__THE TASK__. From the entries below, copy every line where the string "styles" appears.

__GIVEN RECORDS__.
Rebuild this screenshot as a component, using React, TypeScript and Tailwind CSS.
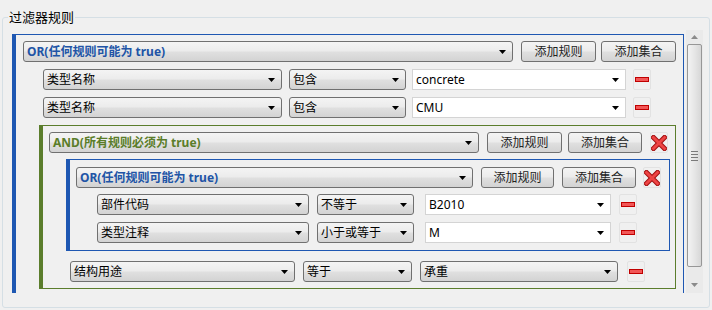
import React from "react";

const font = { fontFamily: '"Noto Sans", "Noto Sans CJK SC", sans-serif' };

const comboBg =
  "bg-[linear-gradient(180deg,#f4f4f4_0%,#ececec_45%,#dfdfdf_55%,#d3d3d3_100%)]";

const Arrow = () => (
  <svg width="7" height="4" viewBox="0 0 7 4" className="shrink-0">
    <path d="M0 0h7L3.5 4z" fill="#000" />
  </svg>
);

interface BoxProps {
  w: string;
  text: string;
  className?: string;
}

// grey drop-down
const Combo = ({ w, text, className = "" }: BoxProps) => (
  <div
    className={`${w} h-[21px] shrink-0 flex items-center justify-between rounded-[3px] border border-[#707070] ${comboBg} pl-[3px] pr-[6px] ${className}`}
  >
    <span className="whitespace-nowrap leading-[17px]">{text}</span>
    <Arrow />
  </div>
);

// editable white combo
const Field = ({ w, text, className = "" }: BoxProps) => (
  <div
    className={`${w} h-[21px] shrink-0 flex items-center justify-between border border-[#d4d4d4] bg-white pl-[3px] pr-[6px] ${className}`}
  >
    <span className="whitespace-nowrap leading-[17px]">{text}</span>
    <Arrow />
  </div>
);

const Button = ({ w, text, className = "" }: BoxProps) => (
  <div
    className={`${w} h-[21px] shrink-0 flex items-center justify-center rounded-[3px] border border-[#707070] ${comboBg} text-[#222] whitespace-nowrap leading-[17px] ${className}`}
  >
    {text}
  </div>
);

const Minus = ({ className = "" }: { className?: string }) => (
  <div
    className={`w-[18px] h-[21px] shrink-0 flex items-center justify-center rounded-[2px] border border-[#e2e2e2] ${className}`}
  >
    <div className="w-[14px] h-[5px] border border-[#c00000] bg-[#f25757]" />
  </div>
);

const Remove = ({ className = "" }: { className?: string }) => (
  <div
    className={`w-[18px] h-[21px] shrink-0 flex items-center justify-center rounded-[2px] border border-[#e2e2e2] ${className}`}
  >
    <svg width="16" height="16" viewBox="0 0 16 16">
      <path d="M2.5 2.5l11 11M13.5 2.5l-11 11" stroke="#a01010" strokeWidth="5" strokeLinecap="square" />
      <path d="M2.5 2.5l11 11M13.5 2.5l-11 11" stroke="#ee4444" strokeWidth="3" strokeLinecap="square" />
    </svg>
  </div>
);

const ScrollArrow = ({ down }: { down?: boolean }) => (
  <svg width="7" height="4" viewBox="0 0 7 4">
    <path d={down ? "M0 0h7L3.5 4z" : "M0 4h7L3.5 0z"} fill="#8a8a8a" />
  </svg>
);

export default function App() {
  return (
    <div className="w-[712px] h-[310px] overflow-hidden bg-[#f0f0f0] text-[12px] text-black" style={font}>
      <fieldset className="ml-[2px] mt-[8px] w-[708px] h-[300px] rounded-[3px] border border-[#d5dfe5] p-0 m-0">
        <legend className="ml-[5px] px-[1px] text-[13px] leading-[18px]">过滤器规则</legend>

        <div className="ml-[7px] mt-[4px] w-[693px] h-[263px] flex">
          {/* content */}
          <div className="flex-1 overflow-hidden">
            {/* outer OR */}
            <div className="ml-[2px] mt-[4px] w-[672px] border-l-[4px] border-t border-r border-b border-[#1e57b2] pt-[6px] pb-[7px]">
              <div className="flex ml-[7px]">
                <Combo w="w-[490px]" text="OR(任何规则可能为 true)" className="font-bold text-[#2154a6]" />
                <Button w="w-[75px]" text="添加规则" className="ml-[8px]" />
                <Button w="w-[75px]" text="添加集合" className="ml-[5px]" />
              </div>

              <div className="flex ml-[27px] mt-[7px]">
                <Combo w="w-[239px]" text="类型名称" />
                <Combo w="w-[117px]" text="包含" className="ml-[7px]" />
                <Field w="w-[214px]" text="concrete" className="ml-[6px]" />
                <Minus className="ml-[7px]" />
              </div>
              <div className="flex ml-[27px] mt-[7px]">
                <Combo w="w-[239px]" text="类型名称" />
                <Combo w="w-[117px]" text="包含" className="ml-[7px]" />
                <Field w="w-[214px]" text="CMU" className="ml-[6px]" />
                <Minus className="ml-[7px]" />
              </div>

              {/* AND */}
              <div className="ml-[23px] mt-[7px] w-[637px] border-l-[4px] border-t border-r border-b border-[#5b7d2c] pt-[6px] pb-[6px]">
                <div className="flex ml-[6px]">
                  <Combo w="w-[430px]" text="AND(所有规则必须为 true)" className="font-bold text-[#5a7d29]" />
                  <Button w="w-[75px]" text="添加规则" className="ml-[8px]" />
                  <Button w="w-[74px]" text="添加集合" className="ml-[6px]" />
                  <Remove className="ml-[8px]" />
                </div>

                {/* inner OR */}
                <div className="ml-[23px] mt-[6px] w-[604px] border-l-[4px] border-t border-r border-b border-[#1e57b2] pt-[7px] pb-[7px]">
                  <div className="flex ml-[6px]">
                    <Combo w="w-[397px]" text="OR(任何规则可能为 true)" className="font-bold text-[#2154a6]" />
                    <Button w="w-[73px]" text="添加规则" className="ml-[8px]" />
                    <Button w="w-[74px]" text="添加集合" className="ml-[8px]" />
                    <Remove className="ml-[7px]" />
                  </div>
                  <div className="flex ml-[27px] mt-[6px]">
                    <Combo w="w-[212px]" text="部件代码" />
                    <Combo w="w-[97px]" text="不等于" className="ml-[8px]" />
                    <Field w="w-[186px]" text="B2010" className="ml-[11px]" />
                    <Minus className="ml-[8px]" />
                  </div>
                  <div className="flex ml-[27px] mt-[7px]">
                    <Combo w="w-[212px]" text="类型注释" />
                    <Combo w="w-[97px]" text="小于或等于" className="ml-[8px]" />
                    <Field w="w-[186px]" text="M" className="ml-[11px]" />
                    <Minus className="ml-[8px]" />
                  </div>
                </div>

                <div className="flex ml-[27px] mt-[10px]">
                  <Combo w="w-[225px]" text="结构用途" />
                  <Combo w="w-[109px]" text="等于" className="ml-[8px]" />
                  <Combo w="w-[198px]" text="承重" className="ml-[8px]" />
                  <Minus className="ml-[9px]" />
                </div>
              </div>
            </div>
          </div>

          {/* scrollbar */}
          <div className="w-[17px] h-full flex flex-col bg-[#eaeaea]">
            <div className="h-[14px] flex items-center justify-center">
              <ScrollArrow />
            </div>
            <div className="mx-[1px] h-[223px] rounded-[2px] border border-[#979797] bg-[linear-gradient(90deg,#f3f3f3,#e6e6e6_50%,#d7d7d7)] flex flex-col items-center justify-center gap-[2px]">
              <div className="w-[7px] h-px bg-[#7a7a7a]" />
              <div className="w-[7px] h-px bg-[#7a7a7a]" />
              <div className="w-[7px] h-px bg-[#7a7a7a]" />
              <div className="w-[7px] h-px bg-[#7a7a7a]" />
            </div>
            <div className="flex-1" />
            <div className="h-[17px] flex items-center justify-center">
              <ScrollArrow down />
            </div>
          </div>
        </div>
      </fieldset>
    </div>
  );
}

==

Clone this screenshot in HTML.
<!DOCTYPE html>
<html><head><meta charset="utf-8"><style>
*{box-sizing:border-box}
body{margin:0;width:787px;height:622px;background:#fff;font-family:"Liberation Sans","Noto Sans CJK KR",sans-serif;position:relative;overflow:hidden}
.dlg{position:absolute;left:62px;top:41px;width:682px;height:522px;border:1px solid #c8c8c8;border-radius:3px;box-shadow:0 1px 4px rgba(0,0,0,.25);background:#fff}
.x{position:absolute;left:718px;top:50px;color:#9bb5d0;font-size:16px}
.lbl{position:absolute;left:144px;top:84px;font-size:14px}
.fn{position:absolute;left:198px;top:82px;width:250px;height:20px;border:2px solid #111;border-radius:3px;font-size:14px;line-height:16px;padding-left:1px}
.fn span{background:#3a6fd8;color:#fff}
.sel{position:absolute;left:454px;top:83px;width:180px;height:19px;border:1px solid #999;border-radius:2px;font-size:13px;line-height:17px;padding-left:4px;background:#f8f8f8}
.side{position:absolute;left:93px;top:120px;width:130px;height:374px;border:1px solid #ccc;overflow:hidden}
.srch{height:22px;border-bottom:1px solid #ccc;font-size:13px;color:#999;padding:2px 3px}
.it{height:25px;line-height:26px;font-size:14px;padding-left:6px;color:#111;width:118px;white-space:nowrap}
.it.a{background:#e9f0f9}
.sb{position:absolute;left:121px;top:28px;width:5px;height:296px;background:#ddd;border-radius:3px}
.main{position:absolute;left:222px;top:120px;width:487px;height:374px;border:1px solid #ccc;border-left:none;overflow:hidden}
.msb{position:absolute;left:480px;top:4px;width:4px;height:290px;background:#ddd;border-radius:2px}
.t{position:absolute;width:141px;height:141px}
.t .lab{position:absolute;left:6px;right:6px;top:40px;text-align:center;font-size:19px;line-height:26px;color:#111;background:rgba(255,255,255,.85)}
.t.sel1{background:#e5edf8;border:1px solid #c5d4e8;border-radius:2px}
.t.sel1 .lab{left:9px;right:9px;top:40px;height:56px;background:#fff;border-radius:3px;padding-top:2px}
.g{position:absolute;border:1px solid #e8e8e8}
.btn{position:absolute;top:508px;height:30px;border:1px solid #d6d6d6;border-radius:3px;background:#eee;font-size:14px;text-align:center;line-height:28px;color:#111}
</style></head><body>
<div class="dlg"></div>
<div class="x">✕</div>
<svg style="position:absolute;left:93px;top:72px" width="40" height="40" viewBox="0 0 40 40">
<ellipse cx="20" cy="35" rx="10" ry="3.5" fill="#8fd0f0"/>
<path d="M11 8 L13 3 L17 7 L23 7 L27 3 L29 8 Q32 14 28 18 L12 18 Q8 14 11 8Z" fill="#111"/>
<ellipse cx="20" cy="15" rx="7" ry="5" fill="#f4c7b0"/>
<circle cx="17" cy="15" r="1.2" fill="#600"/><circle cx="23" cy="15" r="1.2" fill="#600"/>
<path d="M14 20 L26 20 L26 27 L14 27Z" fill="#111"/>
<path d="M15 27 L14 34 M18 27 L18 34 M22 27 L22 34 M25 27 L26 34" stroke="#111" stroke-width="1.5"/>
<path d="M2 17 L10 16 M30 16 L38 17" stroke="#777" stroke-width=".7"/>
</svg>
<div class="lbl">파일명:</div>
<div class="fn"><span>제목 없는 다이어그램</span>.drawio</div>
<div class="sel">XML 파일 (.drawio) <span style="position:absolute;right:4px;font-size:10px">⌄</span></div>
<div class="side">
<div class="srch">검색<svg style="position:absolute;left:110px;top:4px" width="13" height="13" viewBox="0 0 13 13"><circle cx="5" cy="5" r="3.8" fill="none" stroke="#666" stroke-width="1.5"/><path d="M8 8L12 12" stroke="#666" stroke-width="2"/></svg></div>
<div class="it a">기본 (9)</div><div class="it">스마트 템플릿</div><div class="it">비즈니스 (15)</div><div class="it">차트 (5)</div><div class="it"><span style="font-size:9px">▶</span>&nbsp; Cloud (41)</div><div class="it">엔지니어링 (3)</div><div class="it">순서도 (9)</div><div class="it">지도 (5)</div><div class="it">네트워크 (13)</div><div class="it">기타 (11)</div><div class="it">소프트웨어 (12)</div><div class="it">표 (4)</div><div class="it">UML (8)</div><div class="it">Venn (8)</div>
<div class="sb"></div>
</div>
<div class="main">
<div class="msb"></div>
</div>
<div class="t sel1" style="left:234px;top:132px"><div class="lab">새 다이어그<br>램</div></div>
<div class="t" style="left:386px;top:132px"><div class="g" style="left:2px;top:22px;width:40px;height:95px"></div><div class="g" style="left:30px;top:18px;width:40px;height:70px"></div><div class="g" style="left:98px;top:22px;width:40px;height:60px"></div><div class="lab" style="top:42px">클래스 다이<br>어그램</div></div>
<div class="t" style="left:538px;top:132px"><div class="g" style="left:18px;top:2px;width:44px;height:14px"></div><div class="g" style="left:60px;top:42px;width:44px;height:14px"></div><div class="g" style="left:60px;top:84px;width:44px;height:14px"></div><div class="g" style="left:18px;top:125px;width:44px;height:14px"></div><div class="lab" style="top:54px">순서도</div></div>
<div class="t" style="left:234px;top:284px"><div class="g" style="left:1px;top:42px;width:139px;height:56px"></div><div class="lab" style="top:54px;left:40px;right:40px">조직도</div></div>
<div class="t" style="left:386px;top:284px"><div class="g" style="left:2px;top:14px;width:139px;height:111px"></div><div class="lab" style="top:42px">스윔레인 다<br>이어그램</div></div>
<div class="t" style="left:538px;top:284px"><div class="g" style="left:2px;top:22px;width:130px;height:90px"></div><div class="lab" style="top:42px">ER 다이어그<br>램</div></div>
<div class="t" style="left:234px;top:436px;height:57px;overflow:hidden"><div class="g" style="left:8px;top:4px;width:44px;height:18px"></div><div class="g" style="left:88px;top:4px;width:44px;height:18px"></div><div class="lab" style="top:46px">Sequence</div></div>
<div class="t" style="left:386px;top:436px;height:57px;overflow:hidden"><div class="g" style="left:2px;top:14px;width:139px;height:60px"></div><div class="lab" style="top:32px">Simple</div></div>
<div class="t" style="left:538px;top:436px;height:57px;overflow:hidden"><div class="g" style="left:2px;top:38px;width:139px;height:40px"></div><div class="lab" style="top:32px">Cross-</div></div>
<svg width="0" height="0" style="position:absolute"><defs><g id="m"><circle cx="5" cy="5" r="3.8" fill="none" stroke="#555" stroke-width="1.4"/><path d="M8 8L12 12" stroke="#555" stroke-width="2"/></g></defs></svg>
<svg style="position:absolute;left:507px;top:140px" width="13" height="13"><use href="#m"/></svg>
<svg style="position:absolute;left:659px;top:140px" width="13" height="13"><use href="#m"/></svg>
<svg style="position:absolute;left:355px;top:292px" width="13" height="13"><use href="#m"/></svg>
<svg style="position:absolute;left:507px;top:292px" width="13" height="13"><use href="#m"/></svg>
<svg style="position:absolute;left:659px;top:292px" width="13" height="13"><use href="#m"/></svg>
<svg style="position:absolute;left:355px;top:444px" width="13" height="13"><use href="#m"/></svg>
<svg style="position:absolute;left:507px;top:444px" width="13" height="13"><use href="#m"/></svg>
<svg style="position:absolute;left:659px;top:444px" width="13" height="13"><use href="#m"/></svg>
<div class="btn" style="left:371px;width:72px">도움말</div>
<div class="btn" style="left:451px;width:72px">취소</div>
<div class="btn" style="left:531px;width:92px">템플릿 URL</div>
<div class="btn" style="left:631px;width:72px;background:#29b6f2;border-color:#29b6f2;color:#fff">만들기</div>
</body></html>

---

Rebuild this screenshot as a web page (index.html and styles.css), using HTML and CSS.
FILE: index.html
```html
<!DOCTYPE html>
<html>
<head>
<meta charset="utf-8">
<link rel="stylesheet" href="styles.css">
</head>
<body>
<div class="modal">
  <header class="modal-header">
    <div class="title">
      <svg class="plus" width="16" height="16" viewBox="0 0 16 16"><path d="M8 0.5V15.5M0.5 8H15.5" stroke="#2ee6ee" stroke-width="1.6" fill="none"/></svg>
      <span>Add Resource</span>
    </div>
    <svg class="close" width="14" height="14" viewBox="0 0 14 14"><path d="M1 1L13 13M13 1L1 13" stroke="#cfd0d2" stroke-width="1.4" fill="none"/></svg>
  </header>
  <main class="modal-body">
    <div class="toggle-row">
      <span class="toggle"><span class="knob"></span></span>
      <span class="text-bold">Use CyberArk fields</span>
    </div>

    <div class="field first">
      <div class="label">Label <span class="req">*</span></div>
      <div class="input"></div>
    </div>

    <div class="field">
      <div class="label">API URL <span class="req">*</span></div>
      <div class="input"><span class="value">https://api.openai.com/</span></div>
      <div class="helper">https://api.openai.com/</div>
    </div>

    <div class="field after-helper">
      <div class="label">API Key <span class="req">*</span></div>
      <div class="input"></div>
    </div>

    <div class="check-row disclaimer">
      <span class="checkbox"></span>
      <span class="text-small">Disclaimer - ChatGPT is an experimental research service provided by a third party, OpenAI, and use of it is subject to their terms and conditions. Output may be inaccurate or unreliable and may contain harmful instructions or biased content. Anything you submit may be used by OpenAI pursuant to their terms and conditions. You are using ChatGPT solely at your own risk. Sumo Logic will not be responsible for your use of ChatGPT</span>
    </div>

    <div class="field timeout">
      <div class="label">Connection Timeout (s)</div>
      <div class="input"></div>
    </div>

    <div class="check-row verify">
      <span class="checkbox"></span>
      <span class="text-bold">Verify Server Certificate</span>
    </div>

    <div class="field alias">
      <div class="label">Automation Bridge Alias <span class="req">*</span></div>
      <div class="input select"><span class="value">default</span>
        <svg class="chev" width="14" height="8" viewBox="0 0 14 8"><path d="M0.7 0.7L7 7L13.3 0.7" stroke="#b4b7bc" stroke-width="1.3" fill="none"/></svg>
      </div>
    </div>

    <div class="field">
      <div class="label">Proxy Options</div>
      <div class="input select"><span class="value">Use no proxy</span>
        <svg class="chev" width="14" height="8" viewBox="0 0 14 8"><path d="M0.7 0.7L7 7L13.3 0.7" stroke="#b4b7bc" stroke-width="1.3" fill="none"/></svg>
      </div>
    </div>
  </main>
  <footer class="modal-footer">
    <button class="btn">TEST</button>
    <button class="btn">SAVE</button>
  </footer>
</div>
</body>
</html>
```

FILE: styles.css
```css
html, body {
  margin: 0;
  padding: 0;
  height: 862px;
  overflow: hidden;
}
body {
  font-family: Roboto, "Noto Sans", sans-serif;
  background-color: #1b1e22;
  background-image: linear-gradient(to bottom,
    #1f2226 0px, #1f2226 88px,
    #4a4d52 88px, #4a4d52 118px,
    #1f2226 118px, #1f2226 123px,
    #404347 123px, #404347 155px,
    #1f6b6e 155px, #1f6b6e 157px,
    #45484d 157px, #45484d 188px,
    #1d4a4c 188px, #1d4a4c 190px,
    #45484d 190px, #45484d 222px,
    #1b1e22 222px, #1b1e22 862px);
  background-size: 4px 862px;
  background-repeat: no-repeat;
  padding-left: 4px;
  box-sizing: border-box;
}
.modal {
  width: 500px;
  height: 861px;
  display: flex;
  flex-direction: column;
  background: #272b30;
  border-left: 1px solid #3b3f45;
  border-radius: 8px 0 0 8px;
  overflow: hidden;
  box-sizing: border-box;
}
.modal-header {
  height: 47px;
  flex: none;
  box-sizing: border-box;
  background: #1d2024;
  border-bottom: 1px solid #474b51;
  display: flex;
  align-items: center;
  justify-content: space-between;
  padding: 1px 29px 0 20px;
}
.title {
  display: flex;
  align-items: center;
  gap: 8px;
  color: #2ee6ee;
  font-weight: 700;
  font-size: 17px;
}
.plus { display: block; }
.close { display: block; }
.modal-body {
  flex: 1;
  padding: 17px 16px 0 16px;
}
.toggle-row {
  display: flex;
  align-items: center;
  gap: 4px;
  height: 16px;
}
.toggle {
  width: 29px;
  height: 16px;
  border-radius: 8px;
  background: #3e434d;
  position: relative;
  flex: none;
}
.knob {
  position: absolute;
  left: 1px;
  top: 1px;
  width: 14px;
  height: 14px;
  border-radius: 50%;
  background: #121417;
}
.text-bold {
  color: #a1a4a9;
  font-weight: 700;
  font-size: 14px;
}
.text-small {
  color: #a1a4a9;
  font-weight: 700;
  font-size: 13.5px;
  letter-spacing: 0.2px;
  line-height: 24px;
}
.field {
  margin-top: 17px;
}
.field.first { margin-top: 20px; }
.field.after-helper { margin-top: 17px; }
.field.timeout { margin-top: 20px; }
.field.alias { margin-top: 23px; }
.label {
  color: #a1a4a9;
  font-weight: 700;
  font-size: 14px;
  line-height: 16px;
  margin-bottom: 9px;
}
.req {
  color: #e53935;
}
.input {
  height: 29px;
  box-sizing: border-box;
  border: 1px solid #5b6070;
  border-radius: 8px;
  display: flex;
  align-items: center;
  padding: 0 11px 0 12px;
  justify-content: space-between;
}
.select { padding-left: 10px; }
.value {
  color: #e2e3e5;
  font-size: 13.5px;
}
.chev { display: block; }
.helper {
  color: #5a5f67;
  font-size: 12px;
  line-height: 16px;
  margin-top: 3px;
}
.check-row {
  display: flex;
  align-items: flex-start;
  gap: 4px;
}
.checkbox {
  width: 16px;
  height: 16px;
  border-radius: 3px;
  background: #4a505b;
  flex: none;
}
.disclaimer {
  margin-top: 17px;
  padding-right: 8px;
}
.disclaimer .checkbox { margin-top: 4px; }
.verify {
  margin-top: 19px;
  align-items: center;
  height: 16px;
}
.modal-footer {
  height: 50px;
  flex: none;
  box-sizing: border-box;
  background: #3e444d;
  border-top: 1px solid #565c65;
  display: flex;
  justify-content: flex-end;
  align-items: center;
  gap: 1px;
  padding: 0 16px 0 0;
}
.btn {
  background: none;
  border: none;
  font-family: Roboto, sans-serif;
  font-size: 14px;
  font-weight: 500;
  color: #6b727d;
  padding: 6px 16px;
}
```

__RESPONSE TO THIS TASK__.
Rebuild this screenshot as a web page (index.html and styles.css), using HTML and CSS.
<link rel="stylesheet" href="styles.css">
FILE: styles.css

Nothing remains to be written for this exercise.